*What needs to be done*
Using the records below, report how many lines hold "screenshot", with no extra text.
***** Material provided *****
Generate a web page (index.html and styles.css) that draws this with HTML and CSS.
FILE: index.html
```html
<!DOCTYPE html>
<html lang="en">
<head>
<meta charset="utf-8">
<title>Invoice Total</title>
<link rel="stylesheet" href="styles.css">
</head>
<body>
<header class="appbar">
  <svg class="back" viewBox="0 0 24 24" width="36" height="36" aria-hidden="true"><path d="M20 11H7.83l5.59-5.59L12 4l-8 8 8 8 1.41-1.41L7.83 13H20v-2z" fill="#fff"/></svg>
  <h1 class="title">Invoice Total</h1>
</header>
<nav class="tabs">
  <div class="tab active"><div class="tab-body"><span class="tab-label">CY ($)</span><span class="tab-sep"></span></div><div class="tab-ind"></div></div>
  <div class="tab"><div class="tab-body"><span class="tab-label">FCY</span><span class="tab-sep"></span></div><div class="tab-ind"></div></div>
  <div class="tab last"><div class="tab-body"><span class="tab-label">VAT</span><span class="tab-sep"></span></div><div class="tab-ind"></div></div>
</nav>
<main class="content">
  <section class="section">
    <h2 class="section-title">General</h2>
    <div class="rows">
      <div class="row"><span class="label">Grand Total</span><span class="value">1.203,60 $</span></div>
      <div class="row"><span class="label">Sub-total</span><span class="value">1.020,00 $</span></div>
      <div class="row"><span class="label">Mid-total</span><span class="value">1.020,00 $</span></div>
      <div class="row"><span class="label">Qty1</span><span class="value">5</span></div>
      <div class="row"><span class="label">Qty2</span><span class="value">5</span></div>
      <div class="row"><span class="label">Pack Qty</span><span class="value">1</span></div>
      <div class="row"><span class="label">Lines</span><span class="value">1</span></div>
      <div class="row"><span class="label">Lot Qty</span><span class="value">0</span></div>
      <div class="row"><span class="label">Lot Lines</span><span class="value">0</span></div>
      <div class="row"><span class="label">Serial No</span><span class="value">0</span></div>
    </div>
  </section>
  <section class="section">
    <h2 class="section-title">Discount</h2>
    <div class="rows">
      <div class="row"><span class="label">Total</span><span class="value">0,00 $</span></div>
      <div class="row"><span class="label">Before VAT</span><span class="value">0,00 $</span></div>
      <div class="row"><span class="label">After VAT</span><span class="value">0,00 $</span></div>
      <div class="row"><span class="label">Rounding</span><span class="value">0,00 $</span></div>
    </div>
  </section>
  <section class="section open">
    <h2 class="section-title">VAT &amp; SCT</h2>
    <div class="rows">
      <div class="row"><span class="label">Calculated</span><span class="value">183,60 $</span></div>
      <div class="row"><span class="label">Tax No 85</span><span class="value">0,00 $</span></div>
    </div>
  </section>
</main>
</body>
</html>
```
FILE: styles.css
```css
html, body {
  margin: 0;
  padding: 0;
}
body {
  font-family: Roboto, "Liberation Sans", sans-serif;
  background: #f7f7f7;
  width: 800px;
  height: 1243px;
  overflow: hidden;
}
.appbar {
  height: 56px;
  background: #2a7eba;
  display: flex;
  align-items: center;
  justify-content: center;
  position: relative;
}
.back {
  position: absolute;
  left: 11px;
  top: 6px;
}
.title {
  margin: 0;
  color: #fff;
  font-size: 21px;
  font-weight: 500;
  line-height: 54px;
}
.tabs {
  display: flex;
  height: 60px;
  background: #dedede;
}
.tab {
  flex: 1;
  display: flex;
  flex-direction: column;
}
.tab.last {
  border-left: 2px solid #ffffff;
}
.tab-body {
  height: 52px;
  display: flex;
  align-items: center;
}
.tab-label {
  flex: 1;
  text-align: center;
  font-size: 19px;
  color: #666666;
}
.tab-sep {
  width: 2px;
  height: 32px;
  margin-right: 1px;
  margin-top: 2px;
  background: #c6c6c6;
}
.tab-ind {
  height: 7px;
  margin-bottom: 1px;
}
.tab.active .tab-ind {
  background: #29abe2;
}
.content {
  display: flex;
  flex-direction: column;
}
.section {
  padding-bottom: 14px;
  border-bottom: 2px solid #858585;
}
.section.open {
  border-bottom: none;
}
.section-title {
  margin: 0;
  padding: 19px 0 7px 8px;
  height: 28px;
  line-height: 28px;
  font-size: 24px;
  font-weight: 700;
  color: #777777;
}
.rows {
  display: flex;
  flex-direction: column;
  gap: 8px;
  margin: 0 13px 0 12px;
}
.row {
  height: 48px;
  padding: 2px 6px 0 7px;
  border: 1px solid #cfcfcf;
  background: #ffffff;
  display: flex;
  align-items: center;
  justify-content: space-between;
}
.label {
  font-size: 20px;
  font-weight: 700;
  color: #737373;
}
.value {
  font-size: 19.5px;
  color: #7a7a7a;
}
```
*****
***** Material provided *****
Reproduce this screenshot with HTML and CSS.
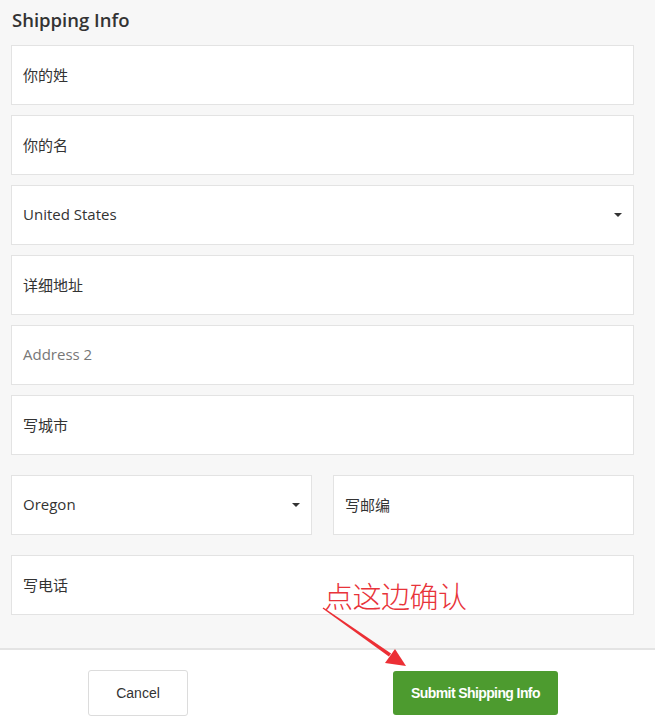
*****
***** Material provided *****
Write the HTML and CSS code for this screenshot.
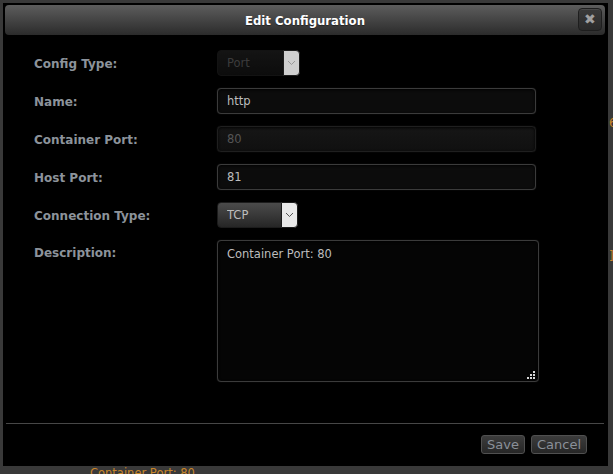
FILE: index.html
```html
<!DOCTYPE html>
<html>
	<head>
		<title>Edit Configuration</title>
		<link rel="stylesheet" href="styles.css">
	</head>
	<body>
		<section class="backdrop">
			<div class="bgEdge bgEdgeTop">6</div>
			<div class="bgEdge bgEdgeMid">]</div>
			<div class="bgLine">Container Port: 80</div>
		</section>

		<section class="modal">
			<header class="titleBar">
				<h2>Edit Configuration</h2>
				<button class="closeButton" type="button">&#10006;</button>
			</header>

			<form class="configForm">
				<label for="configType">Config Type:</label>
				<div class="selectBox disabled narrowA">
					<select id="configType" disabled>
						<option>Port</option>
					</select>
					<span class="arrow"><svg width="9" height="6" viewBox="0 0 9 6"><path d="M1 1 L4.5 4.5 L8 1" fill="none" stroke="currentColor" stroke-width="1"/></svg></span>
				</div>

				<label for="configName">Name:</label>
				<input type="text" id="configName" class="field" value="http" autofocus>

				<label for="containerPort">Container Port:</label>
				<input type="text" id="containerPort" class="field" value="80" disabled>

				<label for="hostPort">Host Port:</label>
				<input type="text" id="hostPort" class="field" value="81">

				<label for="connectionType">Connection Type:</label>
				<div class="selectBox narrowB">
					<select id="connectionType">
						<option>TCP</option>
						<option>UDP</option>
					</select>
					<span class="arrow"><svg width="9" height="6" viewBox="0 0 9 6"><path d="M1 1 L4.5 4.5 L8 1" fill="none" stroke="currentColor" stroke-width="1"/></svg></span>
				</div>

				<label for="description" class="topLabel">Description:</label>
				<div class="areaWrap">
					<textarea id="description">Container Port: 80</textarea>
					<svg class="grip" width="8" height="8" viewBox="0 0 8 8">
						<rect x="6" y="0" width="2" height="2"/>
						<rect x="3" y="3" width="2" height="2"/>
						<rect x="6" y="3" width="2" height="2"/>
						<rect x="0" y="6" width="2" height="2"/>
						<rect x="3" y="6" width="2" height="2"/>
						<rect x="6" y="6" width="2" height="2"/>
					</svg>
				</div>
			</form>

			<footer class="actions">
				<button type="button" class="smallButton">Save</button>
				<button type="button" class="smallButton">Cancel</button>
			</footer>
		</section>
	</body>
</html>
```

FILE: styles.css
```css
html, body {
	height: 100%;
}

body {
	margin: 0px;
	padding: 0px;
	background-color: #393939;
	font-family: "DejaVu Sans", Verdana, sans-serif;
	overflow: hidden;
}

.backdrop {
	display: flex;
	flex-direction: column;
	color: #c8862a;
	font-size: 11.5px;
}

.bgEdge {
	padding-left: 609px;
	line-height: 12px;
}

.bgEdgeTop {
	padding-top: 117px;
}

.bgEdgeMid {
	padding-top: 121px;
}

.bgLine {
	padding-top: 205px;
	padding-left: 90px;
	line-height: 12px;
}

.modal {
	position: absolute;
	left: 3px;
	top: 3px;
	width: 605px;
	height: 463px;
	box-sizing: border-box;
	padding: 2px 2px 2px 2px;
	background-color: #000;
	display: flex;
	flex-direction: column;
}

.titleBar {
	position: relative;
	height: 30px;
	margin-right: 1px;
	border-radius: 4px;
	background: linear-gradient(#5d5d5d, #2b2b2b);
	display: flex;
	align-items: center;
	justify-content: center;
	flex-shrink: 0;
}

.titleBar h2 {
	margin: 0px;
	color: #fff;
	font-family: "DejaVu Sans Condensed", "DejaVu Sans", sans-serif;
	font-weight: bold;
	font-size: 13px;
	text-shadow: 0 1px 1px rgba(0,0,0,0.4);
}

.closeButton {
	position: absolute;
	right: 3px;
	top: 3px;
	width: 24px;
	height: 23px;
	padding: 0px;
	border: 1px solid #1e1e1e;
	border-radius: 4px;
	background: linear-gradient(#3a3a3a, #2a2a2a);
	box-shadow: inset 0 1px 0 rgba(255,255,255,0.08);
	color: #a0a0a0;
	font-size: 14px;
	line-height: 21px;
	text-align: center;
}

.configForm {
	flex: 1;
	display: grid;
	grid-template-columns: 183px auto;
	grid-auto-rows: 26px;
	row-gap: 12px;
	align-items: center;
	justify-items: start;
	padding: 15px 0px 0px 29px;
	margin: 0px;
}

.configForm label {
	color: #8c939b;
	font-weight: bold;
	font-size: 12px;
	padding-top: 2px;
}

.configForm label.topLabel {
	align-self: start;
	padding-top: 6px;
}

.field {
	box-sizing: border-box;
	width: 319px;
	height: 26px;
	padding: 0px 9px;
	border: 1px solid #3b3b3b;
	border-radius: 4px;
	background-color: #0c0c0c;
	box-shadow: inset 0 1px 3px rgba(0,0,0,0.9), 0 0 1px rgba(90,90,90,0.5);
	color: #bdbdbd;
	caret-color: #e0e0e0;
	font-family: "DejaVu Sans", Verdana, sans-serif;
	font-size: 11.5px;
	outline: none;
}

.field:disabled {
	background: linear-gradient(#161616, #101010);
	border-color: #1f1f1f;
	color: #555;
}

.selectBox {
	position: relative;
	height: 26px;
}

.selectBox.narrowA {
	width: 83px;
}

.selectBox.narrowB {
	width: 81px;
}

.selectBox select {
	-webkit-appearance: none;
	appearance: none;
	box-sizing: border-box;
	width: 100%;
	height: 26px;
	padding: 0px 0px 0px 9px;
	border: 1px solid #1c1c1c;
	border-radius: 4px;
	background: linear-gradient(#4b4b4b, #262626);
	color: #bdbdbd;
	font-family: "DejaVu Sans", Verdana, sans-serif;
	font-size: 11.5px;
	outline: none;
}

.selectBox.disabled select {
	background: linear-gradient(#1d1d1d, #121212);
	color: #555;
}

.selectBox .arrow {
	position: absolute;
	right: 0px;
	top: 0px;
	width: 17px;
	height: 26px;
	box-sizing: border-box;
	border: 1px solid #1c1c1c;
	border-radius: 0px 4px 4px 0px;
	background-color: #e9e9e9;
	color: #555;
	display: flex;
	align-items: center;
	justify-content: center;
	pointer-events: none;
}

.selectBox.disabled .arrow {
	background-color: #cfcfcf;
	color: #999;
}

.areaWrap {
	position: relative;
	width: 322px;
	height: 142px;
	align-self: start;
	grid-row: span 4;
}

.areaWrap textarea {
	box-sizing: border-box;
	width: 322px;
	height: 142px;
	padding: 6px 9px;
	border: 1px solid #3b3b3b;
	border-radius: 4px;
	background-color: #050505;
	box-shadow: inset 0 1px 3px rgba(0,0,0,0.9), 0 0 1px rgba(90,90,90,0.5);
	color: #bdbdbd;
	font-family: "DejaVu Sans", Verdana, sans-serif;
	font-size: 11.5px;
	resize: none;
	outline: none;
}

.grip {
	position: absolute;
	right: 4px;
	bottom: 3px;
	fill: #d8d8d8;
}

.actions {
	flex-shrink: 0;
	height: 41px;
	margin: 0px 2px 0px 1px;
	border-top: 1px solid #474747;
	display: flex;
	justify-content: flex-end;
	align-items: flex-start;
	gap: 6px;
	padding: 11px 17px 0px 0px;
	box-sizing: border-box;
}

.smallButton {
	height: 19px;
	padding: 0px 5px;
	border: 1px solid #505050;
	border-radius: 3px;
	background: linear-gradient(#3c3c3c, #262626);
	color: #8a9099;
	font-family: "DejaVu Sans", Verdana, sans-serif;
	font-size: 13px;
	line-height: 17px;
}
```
*****
*Answer for the task*
2